Alison comparing jetting off to Colombia University with the unfortunate coffin ship masses and poverty stricken young people of the 80s is frankly disgusting.
I had a look on the site there, I assume she’s doing the MA in Journalism or similar. Total cost: $46,167.
Delighted for her if she can afford it (on top of the surely €3000+ monthly mortgage payment) but dressing it up as if she’s been forced to emigrate to make ends meet is shameful. She’s doing something most people can only dream off, spending a year in New York in an Ivy League college and won’t even be working as I assume she’ll be on a student visa. She is NOTHING like every other migrant leaving this county.
There’d be none of this shit if the Irish Press was still around.
I’d say you’d have to go way, way back to find the fault line. The McGraths paid Sean Lemass’s gambling debts before every election when the bookies threatened to go public. Charlie just brought it all to an industrial level.
I suppose. Perhaps Haughey never had the old school smarts to carry it off with an air of dignity. I often hear though from people who would have been in the civil service through that era that Ray Burke’s antics in the mid-seventies changed the game considerably.

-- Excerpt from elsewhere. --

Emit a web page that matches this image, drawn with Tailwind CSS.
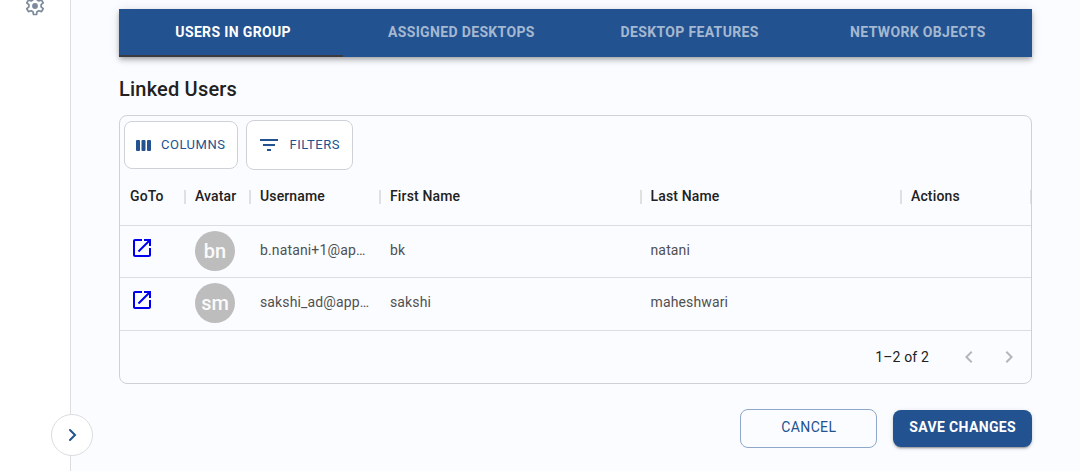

Either way it’s interesting that so many older people would regard Lynch as the last ‘real’ taoiseach we had. I suppose it’s partially because he was the last one to consistently wear a hat.
sinn fein would easily double their representation in the dail if the ra offed bentie, clowen and lowry. come to think of it, given all thats gone before, it’s a crying shame that no irish politician has been whacked since kevin o’higgins, but then again, the likes of tase would probably take the bullet for bertie
If you have This Great Little Nation to hand, could I refer you to p275. A telling juxtaposition on how statesmen and patriots felt about big business back then and how scum like Lowry and Lawlor etc treated their office.
I don’t. In ‘The Boss’ it’s made pretty clear that Lynch regarded Haughey and his ilk as totally unsuited to high office in the country. Whatever about Lynch’s own views, he distrusted Haughey for what have turned out to be all the right reasons ever since.
I bought it for four quid in Charlie Byrne’s at Christmas. Great little book.
never heard this before can you expand?